Britain's Empty Homes: The Unlearned Lessons

This week offers a chance to celebrate the progress made in bringing some of Britain's 710,000 empty homes back into use. Unfortunately, there is also reason to fear some of those responsible for 'regenerating' our towns and cities remain overly-fond of bulldozers and land-banking deals with developers.

This week offers a chance to celebrate the progress made in bringing some of Britain's 710,000 empty homes back into use. Unfortunately, there is also reason to fear some of those responsible for 'regenerating' our towns and cities remain overly-fond of bulldozers and land-banking deals with developers.

The good news first. Earlier this week those attending the National Empty Homes Conference heard the number of properties going to waste has been cut by more than 19,000. Much of the good work owes something to the overdue realisation Victorian terraced housing in England and Wales is well worth maintaining, improving and retro-fitting for future generations.

The ingenuity and determination offered by so many excellent community ventures up and down the country - many now supported by local authorities beginning to think more realistically about their own housing stock - means a fifth of all new homes come about as a result of empty houses being refurbished and returned to use.

Speaking at the National Empty Homes Conference on Monday, communities minister Don Foster MP pledged to help "stop the rot" and announced a £300million fund now open to projects bringing empty homes back to life. Foster hopes 5,000 more empty properties can be refurbished and put back onto the market over the next three years.

And yet, the very day after his speech, representatives of Foster's Whitehall department were at the High Court opposing a heritage charity trying to save Victorian property in the Klondyke area of Bootle, a few miles north of Liverpool. As part of a separate judicial review, SAVE Britain's Heritage is also fighting against the misallocation of central government money still being spent by council bosses on bulldozing entire streets of terraced housing, mainly in Merseyside.

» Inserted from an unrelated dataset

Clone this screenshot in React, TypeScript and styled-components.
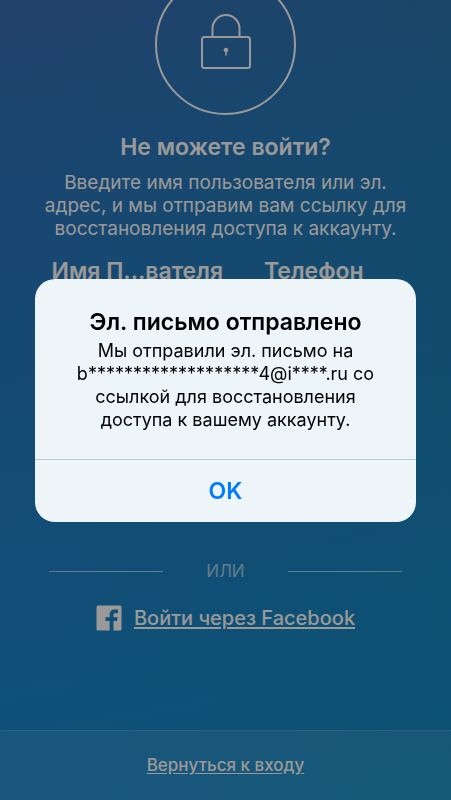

The nightmare stretches back to John Prescott's now discredited £2.2bn 'Pathfinder' demolition programme, part of a misguided top-down plan launched in 2002 to 'renew' the housing market in deprived areas. It involved clearing everyone out, demolishing structurally sound buildings tainted by the perception of poverty, and handing over land to developers keen to build in the hope ever more young professionals would have ever more money to spend living in overpriced flats (it was very much boom-era thinking).

Coalition ministers appear to believe they've drawn a line under the failed New Labour policy. Don Foster this week repeated former housing minister Grant Shapps' criticisms, referring to the "destructive Pathfinder programme (that) undermined once vibrant communities".

Yet Freedom of Information requests by campaigners revealed 'transition fund' money from the communities department - totalling £70m when matched by councils - has been earmarked for 5,000 more demolitions, mostly in Liverpool and Bootle, where Pathfinder wreaked the most havoc.

Government lawyers have conceded Grant Shapps signed off the fund unlawfully, having "not been informed" that it allowed for large scale demolition. But they continue to argue the decision should not be quashed, and that the Department for Communities and Local Goverment has no power to demand repayment from councils.

Eric Pickles, the secretary of state now ultimately responsible for the ongoing fiasco, is perhaps best known for his party's 'localism' agenda. Cynics have suggested the idea of devolving power to local government allows the Westminster government to shirk the blame when things go wrong. It certainly shouldn't be used as an excuse to abandon local groups with workable alternatives to deeply-flawed council plans.

Architect and Channel 4 presenter George Clarke surely now speaks for something like the consensus view on empty homes when he recommends demolition "should always be the last option after all options for refurbishment are exhausted".

Thankfully there is no shortage of good ideas and proposals (many of which can be found on the website of the increasingly influential Empty Homes agency), and much to be positive about as more and more local authorities see the benefits of working with community groups.

But it is worth remembering the lessons of the recent past have not yet been fully absorbed by those in power.

It is even worth paying a visit to the ghost communities of Merseyside - the silent Victorian terraces around Anfield, Toxteth, Bootle and the Welsh Streets - to see why such deliberately-inflicted dereliction must never be allowed to happen again.